His style was passed on to his son Li Shixing (1283-1328). Within the first half of the 14th century, intellectual exchange between the Chinese Zen and the Japanese Zen schools intensified, which included the importation, followed by evolution of the painting style amongst the Muromachi elite.

The prominence of an independent style in Japan grew more prominent after the Heian period, with the emergence of Yamato-e, of which the Tosa school became renowned for, while maintaining infusion of ideas from China, a style known as kara-e. Bamboo in the Four Seasons is seen as an early-stage work by the Tosa School.

Japanese influences on Bamboo in the Four Seasons, depicts the transitory state of bamboo growth, from shoots to mature plant in the same space, from spring to winter, seen from right to left, the gold leaf backdrop conveying the concept of space. Impermanence and cycles is a prominent theme by showcasing the life cycle, adapted from Shinto and Buddhist precepts.

Over the course of centuries, the Tosa school's aesthetics would be studied and give way to Rinpa school in the Edo period.

== Provenance ==
The time period of Bamboo in the Four Seasons is contemporary to that of the career of Tosa Mitsunobu (1434-1525), though it is uncertain if the painting is attributed to him, even though it was made by the Tosa School.

Efforts to construct the evolution and influences of Tosa school is only recent in scope.

The folding screen would have been a subject of study during the Azuchi–Momoyama and Edo period, thru open study by independent painters, machi-eshi (townsman painters).

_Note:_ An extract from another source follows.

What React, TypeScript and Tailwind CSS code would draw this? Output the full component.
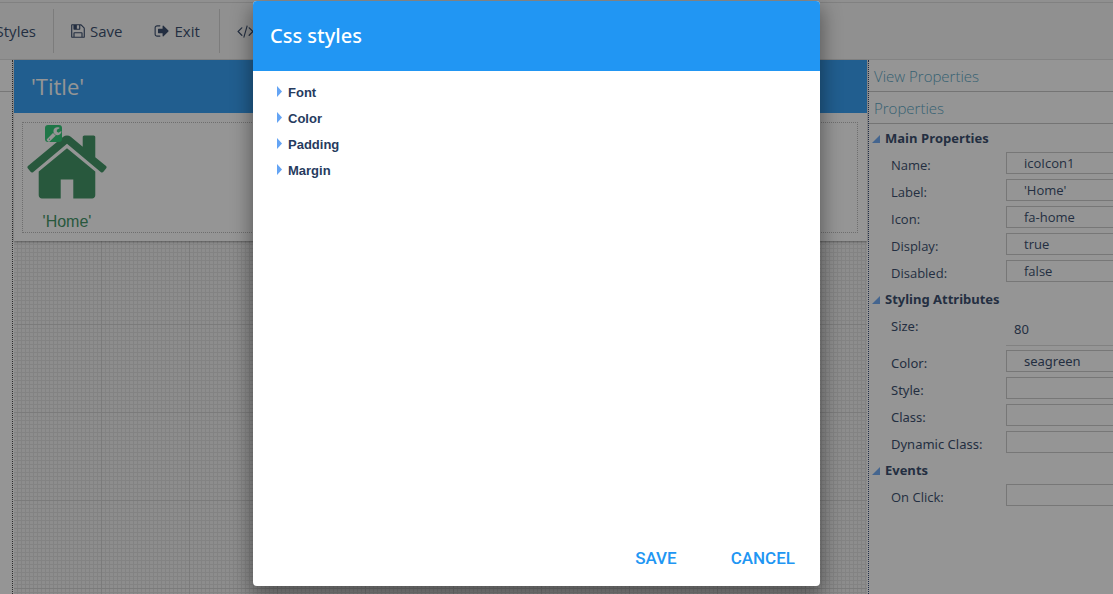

Observation and study would give way and influence towards Rinpa style, with prominent artists including Tawaraya Sōtatsu.

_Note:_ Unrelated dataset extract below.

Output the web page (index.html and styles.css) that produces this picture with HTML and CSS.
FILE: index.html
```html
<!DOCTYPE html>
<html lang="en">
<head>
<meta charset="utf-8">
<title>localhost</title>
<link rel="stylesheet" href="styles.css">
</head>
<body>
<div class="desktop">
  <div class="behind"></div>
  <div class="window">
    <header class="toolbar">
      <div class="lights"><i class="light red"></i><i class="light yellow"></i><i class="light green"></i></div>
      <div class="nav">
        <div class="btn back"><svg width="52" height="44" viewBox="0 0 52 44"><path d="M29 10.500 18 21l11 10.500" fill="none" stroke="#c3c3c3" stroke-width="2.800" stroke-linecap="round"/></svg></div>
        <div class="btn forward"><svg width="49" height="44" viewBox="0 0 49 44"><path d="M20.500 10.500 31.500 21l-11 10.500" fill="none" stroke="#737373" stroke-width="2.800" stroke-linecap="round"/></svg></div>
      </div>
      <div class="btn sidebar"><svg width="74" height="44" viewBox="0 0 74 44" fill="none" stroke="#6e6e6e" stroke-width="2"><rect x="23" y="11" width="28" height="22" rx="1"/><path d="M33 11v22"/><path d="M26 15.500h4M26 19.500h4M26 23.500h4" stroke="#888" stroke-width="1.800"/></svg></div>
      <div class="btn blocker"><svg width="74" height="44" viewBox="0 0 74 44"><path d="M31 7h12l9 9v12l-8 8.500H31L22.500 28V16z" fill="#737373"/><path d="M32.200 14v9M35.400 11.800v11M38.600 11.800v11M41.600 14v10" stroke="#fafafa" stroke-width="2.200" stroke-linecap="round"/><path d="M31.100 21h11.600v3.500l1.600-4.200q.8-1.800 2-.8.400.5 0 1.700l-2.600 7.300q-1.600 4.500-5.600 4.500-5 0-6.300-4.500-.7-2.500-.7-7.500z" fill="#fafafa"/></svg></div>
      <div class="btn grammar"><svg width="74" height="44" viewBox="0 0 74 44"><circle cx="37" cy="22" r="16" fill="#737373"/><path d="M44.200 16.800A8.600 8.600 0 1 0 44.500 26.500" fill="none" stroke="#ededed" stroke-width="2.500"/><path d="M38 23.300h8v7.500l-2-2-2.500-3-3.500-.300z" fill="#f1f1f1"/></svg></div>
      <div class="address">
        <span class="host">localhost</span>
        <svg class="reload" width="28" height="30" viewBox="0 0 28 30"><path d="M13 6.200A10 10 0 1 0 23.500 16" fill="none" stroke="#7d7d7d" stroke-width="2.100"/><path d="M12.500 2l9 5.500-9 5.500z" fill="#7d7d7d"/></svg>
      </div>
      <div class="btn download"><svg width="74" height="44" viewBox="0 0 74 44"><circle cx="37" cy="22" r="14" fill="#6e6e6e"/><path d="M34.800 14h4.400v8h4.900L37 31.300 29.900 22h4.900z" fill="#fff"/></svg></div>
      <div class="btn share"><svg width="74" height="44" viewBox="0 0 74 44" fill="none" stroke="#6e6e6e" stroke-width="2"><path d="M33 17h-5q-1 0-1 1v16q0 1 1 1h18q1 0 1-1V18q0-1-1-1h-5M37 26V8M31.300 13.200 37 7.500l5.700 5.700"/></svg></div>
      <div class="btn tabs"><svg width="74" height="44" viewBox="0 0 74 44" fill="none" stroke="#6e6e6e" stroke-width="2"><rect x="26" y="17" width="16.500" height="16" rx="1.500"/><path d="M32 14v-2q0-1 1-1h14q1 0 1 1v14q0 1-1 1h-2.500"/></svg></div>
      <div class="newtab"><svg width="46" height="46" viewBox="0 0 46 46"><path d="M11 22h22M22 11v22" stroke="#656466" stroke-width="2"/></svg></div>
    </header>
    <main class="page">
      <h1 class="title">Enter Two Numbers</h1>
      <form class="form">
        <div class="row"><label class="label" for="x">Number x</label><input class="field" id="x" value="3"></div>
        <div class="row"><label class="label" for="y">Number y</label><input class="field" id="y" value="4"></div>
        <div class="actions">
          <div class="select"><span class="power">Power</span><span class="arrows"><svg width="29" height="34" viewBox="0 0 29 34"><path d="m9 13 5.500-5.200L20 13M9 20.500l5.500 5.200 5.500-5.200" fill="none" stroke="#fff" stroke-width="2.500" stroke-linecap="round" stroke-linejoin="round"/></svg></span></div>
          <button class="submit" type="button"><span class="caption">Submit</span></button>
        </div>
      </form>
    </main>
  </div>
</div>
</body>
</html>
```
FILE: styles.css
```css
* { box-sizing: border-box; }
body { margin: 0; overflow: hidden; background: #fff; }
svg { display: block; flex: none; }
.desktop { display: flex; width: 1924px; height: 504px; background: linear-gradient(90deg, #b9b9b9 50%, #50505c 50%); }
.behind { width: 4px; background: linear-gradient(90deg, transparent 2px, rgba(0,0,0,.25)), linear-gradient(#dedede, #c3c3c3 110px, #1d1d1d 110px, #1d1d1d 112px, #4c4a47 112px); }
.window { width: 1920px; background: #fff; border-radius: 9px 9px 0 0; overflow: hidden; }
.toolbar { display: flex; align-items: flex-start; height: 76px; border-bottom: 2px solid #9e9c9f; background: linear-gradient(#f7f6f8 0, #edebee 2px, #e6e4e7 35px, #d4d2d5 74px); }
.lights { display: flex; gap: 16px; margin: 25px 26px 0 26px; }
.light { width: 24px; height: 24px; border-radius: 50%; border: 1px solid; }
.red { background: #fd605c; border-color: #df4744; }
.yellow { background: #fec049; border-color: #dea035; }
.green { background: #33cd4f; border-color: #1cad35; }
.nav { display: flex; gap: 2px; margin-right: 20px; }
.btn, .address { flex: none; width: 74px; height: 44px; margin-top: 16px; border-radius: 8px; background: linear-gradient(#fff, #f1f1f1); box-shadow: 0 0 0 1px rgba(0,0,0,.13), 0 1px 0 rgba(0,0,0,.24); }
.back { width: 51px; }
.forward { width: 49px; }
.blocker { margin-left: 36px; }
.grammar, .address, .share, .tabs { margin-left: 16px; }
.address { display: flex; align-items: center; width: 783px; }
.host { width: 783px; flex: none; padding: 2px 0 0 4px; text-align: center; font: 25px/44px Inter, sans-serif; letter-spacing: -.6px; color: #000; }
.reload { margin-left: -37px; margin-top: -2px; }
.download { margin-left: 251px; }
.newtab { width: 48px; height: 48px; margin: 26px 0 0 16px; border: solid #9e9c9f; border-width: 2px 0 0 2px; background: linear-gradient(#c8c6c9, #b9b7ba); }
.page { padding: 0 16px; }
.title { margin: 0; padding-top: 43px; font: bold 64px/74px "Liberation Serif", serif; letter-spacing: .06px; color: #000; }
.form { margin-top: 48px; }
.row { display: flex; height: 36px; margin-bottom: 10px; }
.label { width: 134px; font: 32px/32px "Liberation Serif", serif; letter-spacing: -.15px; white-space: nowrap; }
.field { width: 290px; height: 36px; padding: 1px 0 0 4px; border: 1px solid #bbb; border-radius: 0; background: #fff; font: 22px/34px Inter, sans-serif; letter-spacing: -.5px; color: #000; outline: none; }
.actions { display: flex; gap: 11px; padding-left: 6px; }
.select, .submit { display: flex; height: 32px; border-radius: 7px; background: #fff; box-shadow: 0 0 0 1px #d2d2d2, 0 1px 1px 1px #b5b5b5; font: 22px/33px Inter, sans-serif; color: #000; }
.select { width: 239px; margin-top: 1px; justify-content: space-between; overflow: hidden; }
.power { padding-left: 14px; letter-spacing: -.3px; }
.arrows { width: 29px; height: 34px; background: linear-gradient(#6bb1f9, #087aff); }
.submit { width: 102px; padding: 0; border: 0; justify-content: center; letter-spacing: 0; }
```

Owned previously by Yabumoto Shōgorō of Osaka, Bamboo in the Four Seasons would be acquired by art collector Harry G.C. Packard, who would then gift the painting to the MET in 1975. As of today, the panels are under designated accession number 1975.268.44,45.

Prominently rotated as part of MET's permanent collection, the painting has seen special exhibition at the Tokyo Metropolitan Teien Art Museum to commemorate the 500th anniversary of Osaka Castle from October–November 1986, as well as an exhibit at the Cleveland Museum of Art on 16th-century Japanese art in October–December 1991.